Excess supply is another problem. Asian airlines will take delivery of some 800 aircraft in 2019, according to CAPA, twice as many as their US counterparts - and with newer fleets, the new jets are for expansion not replacement. There are currently some 2,050 aircraft in service in south-east Asia and another 1,700 or so on order - representing a near doubling of capacity.

Not surprisingly, therefore, the resulting economics are an order of magnitude worse than in other regions in the world. Trade body IATA expects US airlines to make a profit per passenger of almost $17 in 2019 and to break even with a load factor of only 57%. By contrast, Asia-Pacific airlines are set for a profit of only $6 or so (with results varying widely from market to market) and need a load factor of 68% to break even.

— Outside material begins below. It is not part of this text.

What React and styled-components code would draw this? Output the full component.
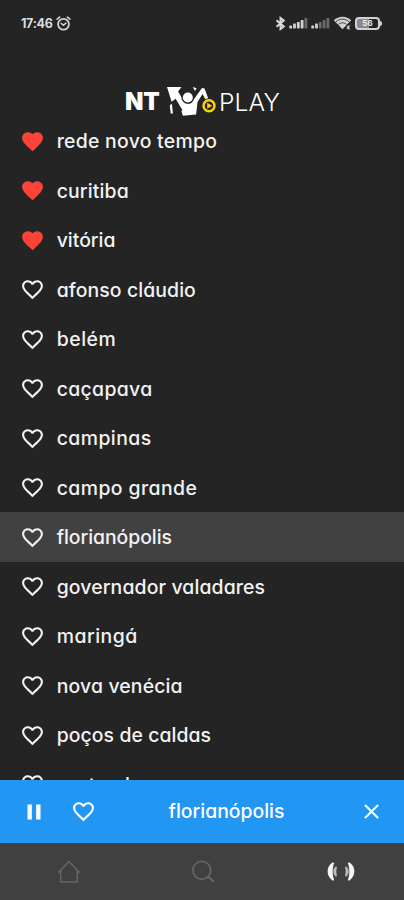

What else might help? In the US and, more recently in Europe, both bankruptcy and consolidation have helped to bring supply and demand more into balance. While some smaller airlines may be allowed to go to the wall, it is highly unlikely that any country would allow its national flag carrier to fail. And the same political obstacles, plus a stricter regulatory regime, augur against many mergers. Having said that, there have been a few small moves in that direction recently, with Japan's ANA purchasing 9.5% of Philippine Airlines (following its 2016 acquisition of a 8.8% stake in Vietnam Airlines); and last month, Garuda said it was considering buying a majority share of Sriwijaya Air, which controls a large chunk of the domestic Indonesian market.

Meanwhile, of course, what is bad news for the airlines is good news for us passengers!